§ Exercise aim:
Check each line of the records below and collect those that include the word "Emit".

*** Given records ***

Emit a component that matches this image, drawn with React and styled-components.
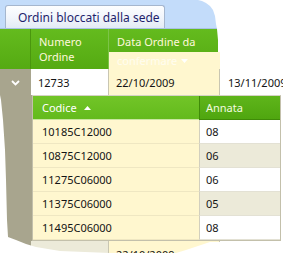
import React from "react";
import styled, { createGlobalStyle } from "styled-components";

const GlobalStyle = createGlobalStyle`
  html, body { margin: 0; padding: 0; background: #ffffff; }
  body { font-family: "Noto Sans", "Open Sans", sans-serif; }
`;

const Frame = styled.div`
  width: 297px;
  height: 264px;
  overflow: hidden;
  background: #ffffff;
`;

const Shot = styled.div`
  width: 297px;
  height: 264px;
  overflow: hidden;
  display: flex;
  flex-direction: column;
  background: #ffffff;
  clip-path: polygon(
    0px 0px, 198px 0px, 202px 1px, 206px 3px, 210px 6px, 213px 10px, 215px 16px,
    216px 24px, 217px 29px, 218px 40px, 218px 52px, 220px 52px, 220px 69px,
    283px 69px, 283px 95px, 282px 97px, 282px 192px, 287px 193px, 286px 216px,
    282px 217px, 282px 242px, 210px 242px, 198px 246px, 186px 250px, 176px 253px,
    110px 253px, 60px 251px, 36px 247px, 26px 244px, 16px 240px, 8px 237px,
    7px 220px, 6px 180px, 5px 150px, 3px 120px, 1px 100px, 0px 95px
  );
`;

const TabStrip = styled.div`
  height: 29px;
  flex: none;
  box-sizing: border-box;
  background: #c3dcfa;
  border-bottom: 1px solid #a8c2e3;
  padding: 5px 0 0 5px;
  display: flex;
  align-items: stretch;
`;

const Tab = styled.div`
  width: 160px;
  box-sizing: border-box;
  border: 1px solid #a5b6ce;
  border-bottom: none;
  border-radius: 3px 3px 0 0;
  background: linear-gradient(to bottom, #fdfeff 0%, #f1f5fb 55%, #e3ebf6 100%);
  padding-left: 12px;
  display: flex;
  align-items: center;
  font-size: 12px;
  color: #1e1f6c;
  white-space: nowrap;
`;

const HeaderRow = styled.div`
  height: 40px;
  flex: none;
  display: flex;
  background: linear-gradient(to bottom, #64bb1e, #55aa12);
`;

const HeadIndicator = styled.div`
  width: 31px;
  flex: none;
  box-sizing: border-box;
  border-right: 1px solid #4a960e;
`;

const HeadCell = styled.div`
  width: ${(p) => p.$w}px;
  flex: ${(p) => (p.$w ? "none" : "1")};
  box-sizing: border-box;
  padding: 5px 0 0 8px;
  font-size: 11px;
  line-height: 15px;
  color: #fff8dc;
  border-right: 1px solid #7cc448;
`;

const SortedHead = styled.div`
  width: 111px;
  flex: none;
  display: flex;
  flex-direction: column;
  font-size: 11px;
  color: #fff8dc;
  white-space: nowrap;
  overflow: hidden;
`;

const SortedTop = styled.div`
  height: 23px;
  box-sizing: border-box;
  padding: 5px 0 0 8px;
  line-height: 15px;
`;

const SortedBottom = styled.div`
  flex: 1;
  background: #fff7cf;
  color: #fffdf0;
  padding-left: 8px;
  line-height: 17px;
  display: flex;
  align-items: center;
  gap: 4px;
`;

const Row = styled.div`
  height: ${(p) => p.$h}px;
  flex: none;
  display: flex;
`;

const Indicator = styled.div`
  width: ${(p) => p.$w || 31}px;
  flex: none;
  background: #a8a58e;
  display: flex;
  align-items: center;
  justify-content: center;
`;

const Cell = styled.div`
  width: ${(p) => (p.$w ? `${p.$w}px` : "auto")};
  flex: ${(p) => (p.$w ? "none" : "1")};
  box-sizing: border-box;
  background: ${(p) => p.$bg || "#ffffff"};
  border-right: ${(p) => (p.$w ? "1px solid #c9c6b2" : "none")};
  padding-left: ${(p) => p.$pl || 7}px;
  display: flex;
  align-items: center;
  font-size: 11px;
  color: #141414;
  white-space: nowrap;
  overflow: hidden;
`;

const DetailWrap = styled.div`
  flex: none;
  display: flex;
`;

const DetailGrid = styled.div`
  width: 249px;
  box-sizing: border-box;
  border: 1px solid #c3c0ab;
  border-top-color: #d5d3c4;
  display: grid;
  grid-template-columns: 166px 1fr;
  grid-auto-rows: 24px;
  background: #ffffff;
`;

const DHead = styled.div`
  box-sizing: border-box;
  display: flex;
  align-items: center;
  gap: 7px;
  padding-left: ${(p) => p.$pl}px;
  font-size: 11px;
  color: ${(p) => (p.$sorted ? "#ffffff" : "#f3fbe0")};
  background: ${(p) =>
    p.$sorted
      ? "linear-gradient(to bottom, #72c528, #63ba1c)"
      : "linear-gradient(to bottom, #5fb51b, #4fa60f)"};
  border-bottom: 1px solid ${(p) => (p.$sorted ? "#c9e6a0" : "#3f8b08")};
  border-left: ${(p) => (p.$sorted ? "none" : "1px solid #3f8b08")};
`;

const DCell = styled.div`
  box-sizing: border-box;
  display: flex;
  align-items: center;
  padding-left: ${(p) => p.$pl}px;
  font-size: 11px;
  color: #141414;
  background: ${(p) => p.$bg};
  border-bottom: 1px solid ${(p) => p.$line};
  border-left: ${(p) => (p.$divider ? "1px solid #d2cfbe" : "none")};
`;

const Chevron = () => (
  <svg width="9" height="6" viewBox="0 0 9 6" style={{ marginTop: "1px" }}>
    <path d="M1 1 L4.5 4.5 L8 1" fill="none" stroke="#ffffff" strokeWidth="1.8" />
  </svg>
);

const ArrowUp = () => (
  <svg width="7" height="4" viewBox="0 0 7 4">
    <path d="M0 4 L3.5 0 L7 4 Z" fill="#ffffff" />
  </svg>
);

const ArrowDown = () => (
  <svg width="7" height="4" viewBox="0 0 7 4">
    <path d="M0 0 L3.5 4 L7 0 Z" fill="#ffffff" />
  </svg>
);

const details = [
  { codice: "10185C12000", annata: "08" },
  { codice: "10875C12000", annata: "06" },
  { codice: "11275C06000", annata: "06" },
  { codice: "11375C06000", annata: "05" },
  { codice: "11495C06000", annata: "08" },
];

export default function App() {
  return (
    <Frame>
      <GlobalStyle />
      <Shot>
        <TabStrip>
          <Tab>Ordini bloccati dalla sede</Tab>
        </TabStrip>
        <HeaderRow>
          <HeadIndicator />
          <HeadCell $w={78}>
            Numero
            <br />
            Ordine
          </HeadCell>
          <SortedHead>
            <SortedTop>Data Ordine da</SortedTop>
            <SortedBottom>
              confermare <ArrowDown />
            </SortedBottom>
          </SortedHead>
          <HeadCell>Data</HeadCell>
        </HeaderRow>
        <Row $h={26}>
          <Indicator>
            <Chevron />
          </Indicator>
          <Cell $w={78}>12733</Cell>
          <Cell $w={111} $bg="#fff7cf" $pl={7}>
            22/10/2009
          </Cell>
          <Cell $pl={8}>13/11/2009</Cell>
        </Row>
        <DetailWrap>
          <Indicator $w={32} />
          <DetailGrid>
            <DHead $sorted $pl={9}>
              Codice <ArrowUp />
            </DHead>
            <DHead $pl={6}>Annata</DHead>
            {details.map((d, i) => (
              <React.Fragment key={d.codice}>
                <DCell $pl={9} $bg="#fff7cf" $line="#efe7c2">
                  {d.codice}
                </DCell>
                <DCell
                  $pl={6}
                  $divider
                  $bg={i % 2 === 1 ? "#ecead9" : "#ffffff"}
                  $line="#e3e1d4"
                >
                  {d.annata}
                </DCell>
              </React.Fragment>
            ))}
          </DetailGrid>
        </DetailWrap>
        <Row $h={26}>
          <Indicator />
          <Cell $w={78} $bg="#ecead9" />
          <Cell $w={111} $bg="#fff7cf" $pl={7}>
            22/10/2009
          </Cell>
          <Cell />
        </Row>
      </Shot>
    </Frame>
  );
}
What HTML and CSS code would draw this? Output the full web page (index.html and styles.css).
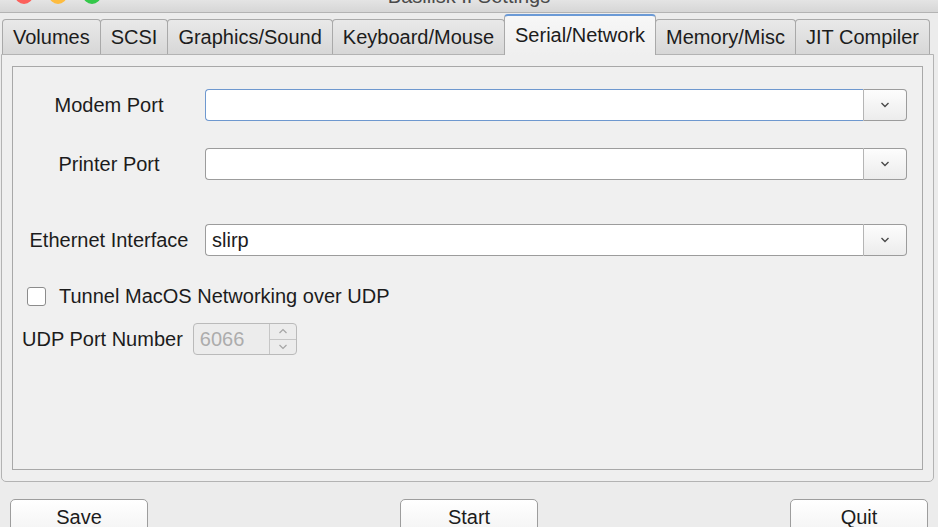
FILE: index.html
```html
<!DOCTYPE html>
<html lang="en">
<head>
    <meta charset="UTF-8">
    <title>Basilisk II Settings</title>
    <link rel="stylesheet" href="styles.css">
</head>
<body>
    <div class="window">
        <div class="titlebar">
            <div class="lights">
                <span class="light red"></span>
                <span class="light yellow"></span>
                <span class="light green"></span>
            </div>
            <div class="title">Basilisk II Settings</div>
        </div>

        <div class="tabs">
            <div class="tab">Volumes</div>
            <div class="tab">SCSI</div>
            <div class="tab">Graphics/Sound</div>
            <div class="tab">Keyboard/Mouse</div>
            <div class="tab active">Serial/Network</div>
            <div class="tab">Memory/Misc</div>
            <div class="tab">JIT Compiler</div>
        </div>

        <div class="pane">
            <div class="frame">
                <div class="field-row row-modem">
                    <span class="field-label">Modem Port</span>
                    <div class="combo focused">
                        <span class="combo-field"></span>
                        <span class="combo-btn">
                            <svg width="10" height="6" viewBox="0 0 10 6"><polyline points="1.5,1 5,4.5 8.5,1" fill="none" stroke="#4a4a4a" stroke-width="1.4"/></svg>
                        </span>
                    </div>
                </div>
                <div class="field-row row-printer">
                    <span class="field-label">Printer Port</span>
                    <div class="combo">
                        <span class="combo-field"></span>
                        <span class="combo-btn">
                            <svg width="10" height="6" viewBox="0 0 10 6"><polyline points="1.5,1 5,4.5 8.5,1" fill="none" stroke="#4a4a4a" stroke-width="1.4"/></svg>
                        </span>
                    </div>
                </div>
                <div class="field-row row-ether">
                    <span class="field-label">Ethernet Interface</span>
                    <div class="combo">
                        <span class="combo-field">slirp</span>
                        <span class="combo-btn">
                            <svg width="10" height="6" viewBox="0 0 10 6"><polyline points="1.5,1 5,4.5 8.5,1" fill="none" stroke="#4a4a4a" stroke-width="1.4"/></svg>
                        </span>
                    </div>
                </div>

                <div class="check-row">
                    <span class="checkbox"></span>
                    <span>Tunnel MacOS Networking over UDP</span>
                </div>

                <div class="udp-row">
                    <span>UDP Port Number</span>
                    <div class="spin">
                        <span class="spin-text">6066</span>
                        <span class="spin-btns">
                            <span class="spin-half">
                                <svg width="10" height="6" viewBox="0 0 10 6"><polyline points="1.5,5 5,1.5 8.5,5" fill="none" stroke="#a5a5a5" stroke-width="1.2"/></svg>
                            </span>
                            <span class="spin-half down">
                                <svg width="10" height="6" viewBox="0 0 10 6"><polyline points="1.5,1 5,4.5 8.5,1" fill="none" stroke="#a5a5a5" stroke-width="1.2"/></svg>
                            </span>
                        </span>
                    </div>
                </div>
            </div>
        </div>

        <div class="buttons">
            <button class="btn">Save</button>
            <button class="btn">Start</button>
            <button class="btn">Quit</button>
        </div>
    </div>
</body>
</html>
```

FILE: styles.css
```css
body {
    margin: 0;
    font-family: "Liberation Sans", Arial, sans-serif;
    font-size: 20px;
    color: #1c1c1c;
    background-color: #ececec;
    overflow: hidden;
}

.window {
    width: 938px;
    height: 527px;
    overflow: hidden;
    background-color: #ececec;
}

/* title bar, mostly scrolled off the top */
.titlebar {
    display: grid;
    height: 12px;
    overflow: hidden;
    background: linear-gradient(#e4e4e4, #d6d6d6);
    border-bottom: 1px solid #b3b3b3;
}

.lights,
.title {
    grid-area: 1 / 1;
}

.lights {
    display: flex;
    gap: 16px;
    padding-left: 15px;
    margin-top: -14px;
}

.light {
    width: 18px;
    height: 18px;
    border-radius: 50%;
}

.red { background-color: #fc605b; }
.yellow { background-color: #fdbc40; }
.green { background-color: #34c84a; }

.title {
    margin-top: -14px;
    line-height: 20px;
    text-align: center;
    color: #4a4a4a;
}

/* tabs */
.tabs {
    display: flex;
    align-items: flex-end;
    height: 41px;
    padding-left: 2px;
}

.tab {
    height: 35px;
    box-sizing: border-box;
    padding: 0 10px;
    line-height: 34px;
    border: 1px solid #a9a9a9;
    border-bottom: none;
    border-radius: 4px 4px 0 0;
    margin-left: -1px;
    background: linear-gradient(#e9e9e9, #d7d7d7);
    white-space: nowrap;
}

.tab:first-child {
    margin-left: 0;
}

.tab.active {
    position: relative;
    z-index: 1;
    height: 41px;
    line-height: 38px;
    margin-bottom: -1px;
    border-top: 2px solid #6b9ad6;
    background: linear-gradient(#f7f7f7, #efefef);
}

/* tab page */
.pane {
    display: flex;
    flex-direction: column;
    width: 933px;
    height: 428px;
    box-sizing: border-box;
    margin-left: 1px;
    border: 1px solid #b3b3b3;
    border-radius: 0 0 5px 5px;
    background-color: #efefef;
}

.frame {
    flex: 1;
    margin: 11px 10px 11px 10px;
    padding: 22px 15px 0 0;
    border: 1px solid #a8a8a8;
    background-color: #f0f0f0;
}

.field-row {
    display: flex;
    align-items: center;
    height: 32px;
}

.row-printer { margin-top: 27px; }
.row-ether { margin-top: 44px; }

.field-label {
    width: 178px;
    margin: 0 7px;
    text-align: center;
}

.combo {
    flex: 1;
    display: flex;
    height: 32px;
}

.combo-field {
    flex: 1;
    padding-left: 6px;
    line-height: 30px;
    background-color: #ffffff;
    border: 1px solid #9c9c9c;
    border-right: none;
    border-radius: 4px 0 0 4px;
}

.combo.focused .combo-field {
    border-color: #6e98cf;
}

.combo-btn {
    display: flex;
    align-items: center;
    justify-content: center;
    width: 42px;
    border: 1px solid #9c9c9c;
    border-left-color: #b5b5b5;
    border-radius: 0 4px 4px 0;
    background: linear-gradient(#fdfdfd, #ececec);
}

.check-row {
    display: flex;
    align-items: center;
    gap: 13px;
    height: 20px;
    margin-top: 30px;
    padding-left: 14px;
}

.checkbox {
    width: 17px;
    height: 17px;
    border: 1px solid #8c8c8c;
    border-radius: 3px;
    background-color: #ffffff;
}

.udp-row {
    display: flex;
    align-items: center;
    gap: 10px;
    margin-top: 17px;
    padding-left: 9px;
}

.spin {
    display: flex;
    width: 104px;
    height: 32px;
    box-sizing: border-box;
    border: 1px solid #bababa;
    border-radius: 4px;
    background-color: #ececec;
}

.spin-text {
    flex: 1;
    padding-left: 6px;
    line-height: 30px;
    color: #acacac;
}

.spin-btns {
    display: flex;
    flex-direction: column;
    width: 26px;
    border-left: 1px solid #c6c6c6;
}

.spin-half {
    flex: 1;
    display: flex;
    align-items: center;
    justify-content: center;
}

.spin-half.down {
    border-top: 1px solid #c6c6c6;
}

/* bottom buttons */
.buttons {
    display: flex;
    justify-content: space-between;
    padding: 17px 10px 0 10px;
}

.btn {
    width: 138px;
    height: 36px;
    font-family: "Liberation Sans", Arial, sans-serif;
    font-size: 20px;
    color: #1c1c1c;
    border: 1px solid #9d9d9d;
    border-radius: 5px;
    background: linear-gradient(#ffffff, #f3f3f3);
    padding: 0;
}
```
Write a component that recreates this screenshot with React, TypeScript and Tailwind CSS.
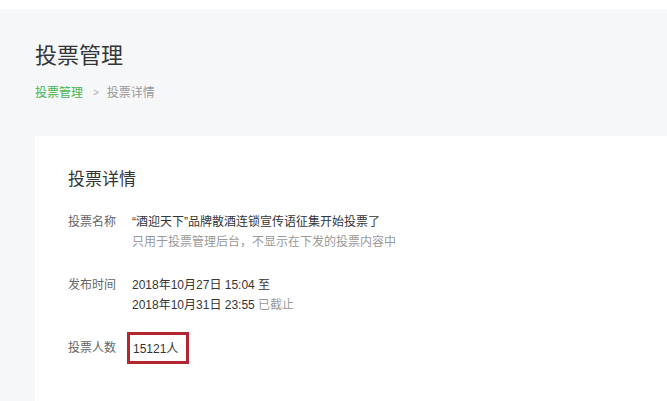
import React from 'react';

const font = { fontFamily: '"Liberation Sans", "Noto Sans CJK SC", sans-serif' };

function Row({ label, children }: { label: string; children: React.ReactNode }) {
  return (
    <div className="flex text-[12px] leading-[20px]">
      <div className="w-[64px] shrink-0 text-[#666]">{label}</div>
      <div className="text-[#353535]">{children}</div>
    </div>
  );
}

export default function App() {
  return (
    <div className="w-[667px] h-[401px] overflow-hidden bg-white" style={font}>
      <div className="mt-[9px] h-[392px] bg-[#f6f7f9] pl-[35px] pt-[32px] flex flex-col">
        <h1 className="text-[22px] leading-[30px] text-[#353535] font-normal">投票管理</h1>
        <div className="mt-[14px] flex items-center text-[12px] leading-[16px]">
          <span className="text-[#44b549]">投票管理</span>
          <span className="ml-[10px] mr-[8px] text-[#aaa] text-[10px]">&gt;</span>
          <span className="text-[#999]">投票详情</span>
        </div>
        <div className="mt-[35px] flex-1 bg-white pl-[33px] pt-[32px]">
          <h2 className="text-[17px] leading-[24px] text-[#353535] font-normal">投票详情</h2>
          <div className="mt-[20px] flex flex-col gap-[23px]">
            <Row label="投票名称">
              <div>“酒迎天下”品牌散酒连锁宣传语征集开始投票了</div>
              <div className="text-[#999]">只用于投票管理后台，不显示在下发的投票内容中</div>
            </Row>
            <Row label="发布时间">
              <div>2018年10月27日 15:04 至</div>
              <div>
                2018年10月31日 23:55 <span className="text-[#999]">已截止</span>
              </div>
            </Row>
            <div className="flex items-center text-[12px] leading-[20px] -mt-[6px]">
              <div className="w-[59px] shrink-0 text-[#666]">投票人数</div>
              <div className="border-[3px] border-[#b3262f] w-[62px] h-[32px] pl-[3px] pt-[2px] flex items-center text-[#353535]">
                15121人
              </div>
            </div>
          </div>
        </div>
      </div>
    </div>
  );
}
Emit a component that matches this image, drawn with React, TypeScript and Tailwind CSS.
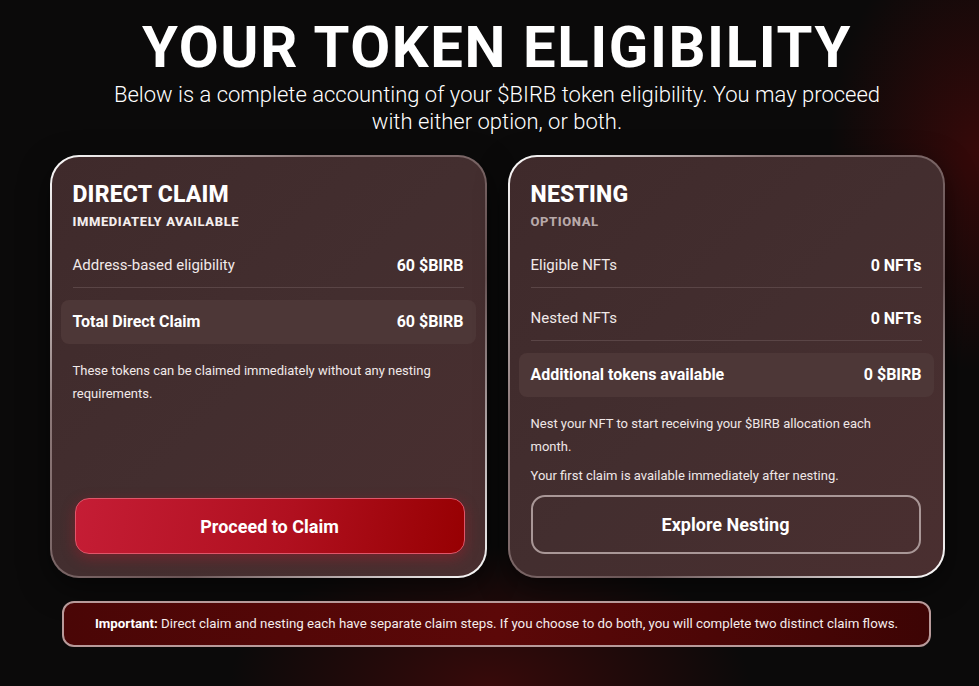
import React from "react";

const font = { fontFamily: "Roboto, 'Noto Sans', sans-serif" };

type Row = { label: string; value: string; total?: boolean };

const Rows = ({ rows }: { rows: Row[] }) => (
  <div className="mt-[13px] flex flex-col">
    {rows.map((r, i) =>
      r.total ? (
        <div
          key={i}
          className="-mx-3 mt-[2px] flex h-[44px] items-center justify-between rounded-lg bg-[#4d3737] px-3 text-[16px] font-bold text-white"
        >
          <span>{r.label}</span>
          <span>{r.value}</span>
        </div>
      ) : (
        <div
          key={i}
          className="mb-[10px] flex h-[43px] items-center justify-between border-b border-[#5a4546] text-[15px] text-[#f1e9e9]"
        >
          <span>{r.label}</span>
          <span className="text-[16px] font-bold text-white">{r.value}</span>
        </div>
      )
    )}
  </div>
);

const Card = ({
  title,
  sub,
  subClass,
  rows,
  children,
}: {
  title: string;
  sub: string;
  subClass: string;
  rows: Row[];
  children: React.ReactNode;
}) => (
  <div className="h-[423px] w-[437px] rounded-[29px] bg-[linear-gradient(135deg,#ffffff_0%,#8c7878_30%,#6a5556_65%,#ffffff_100%)] p-[2px] shadow-[0_10px_30px_rgba(0,0,0,0.5)]">
    <div className="flex h-full flex-col rounded-[27px] bg-[linear-gradient(135deg,#3f2a2b_0%,#432e2f_50%,#4a2f30_100%)] px-[21px] pb-[22px] pt-[24px]">
      <h2 className="text-[23px] font-extrabold leading-[28px] tracking-[0.2px] text-white">{title}</h2>
      <div className={`mt-[3px] text-[13px] font-extrabold uppercase tracking-[0.6px] ${subClass}`}>{sub}</div>
      <Rows rows={rows} />
      {children}
    </div>
  </div>
);

export default function App() {
  return (
    <div
      style={font}
      className="h-[686px] w-full overflow-hidden bg-[#0b0a0a] bg-[radial-gradient(ellipse_150px_220px_at_100%_22%,rgba(90,8,8,0.55),transparent),radial-gradient(ellipse_260px_140px_at_50%_100%,rgba(110,10,10,0.45),transparent)]"
    >
      <div className="flex flex-col items-center pl-[15px] pt-[17px]">
        <h1 className="text-[58px] font-bold leading-[60px] tracking-[1.6px] text-white">YOUR TOKEN ELIGIBILITY</h1>
        <p className="mt-[4px] w-[800px] text-center text-[22px] font-light leading-[27px] text-white">
          Below is a complete accounting of your $BIRB token eligibility. You may proceed
          <br />
          with either option, or both.
        </p>

        <div className="mt-[20px] flex gap-[21px]">
          <Card
            title="DIRECT CLAIM"
            sub="Immediately available"
            subClass="text-[#f4eeee]"
            rows={[
              { label: "Address-based eligibility", value: "60 $BIRB" },
              { label: "Total Direct Claim", value: "60 $BIRB", total: true },
            ]}
          >
            <p className="mt-[15px] max-w-[370px] text-[13px] leading-[23px] text-[#f1e9e9]">
              These tokens can be claimed immediately without any nesting requirements.
            </p>
            <button className="ml-[2px] mt-auto h-[56px] w-[390px] rounded-[14px] border border-[#e0566a] bg-[linear-gradient(100deg,#c51d35_0%,#b0101f_55%,#970002_100%)] text-[18px] font-bold text-white shadow-[0_4px_14px_rgba(200,20,40,0.35)]">
              Proceed to Claim
            </button>
          </Card>

          <Card
            title="NESTING"
            sub="Optional"
            subClass="text-[#b8a9a9]"
            rows={[
              { label: "Eligible NFTs", value: "0 NFTs" },
              { label: "Nested NFTs", value: "0 NFTs" },
              { label: "Additional tokens available", value: "0 $BIRB", total: true },
            ]}
          >
            <p className="mt-[15px] max-w-[370px] text-[13px] leading-[23px] text-[#efe7e7]">
              Nest your NFT to start receiving your $BIRB allocation each month.
            </p>
            <p className="mt-[6px] text-[13px] leading-[23px] text-[#efe7e7]">
              Your first claim is available immediately after nesting.
            </p>
            <button className="mt-auto h-[59px] w-[390px] rounded-[14px] border-2 border-[#a99797] text-[18px] font-bold text-white">
              Explore Nesting
            </button>
          </Card>
        </div>

        <div className="-ml-[15px] mt-[23px] flex h-[46px] w-[869px] translate-x-[7px] items-center justify-center rounded-[12px] border-2 border-[#b89a9a] bg-[linear-gradient(90deg,#4a0606_0%,#5c0808_50%,#3d0404_100%)] text-[13.3px] text-[#f5eded]">
          <span className="font-bold text-white">Important:</span>
          <span>&nbsp;Direct claim and nesting each have separate claim steps. If you choose to do both, you will complete two distinct claim flows.</span>
        </div>
      </div>
    </div>
  );
}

***

§ Expected answer:
Emit a component that matches this image, drawn with React and styled-components.
Emit a component that matches this image, drawn with React, TypeScript and Tailwind CSS.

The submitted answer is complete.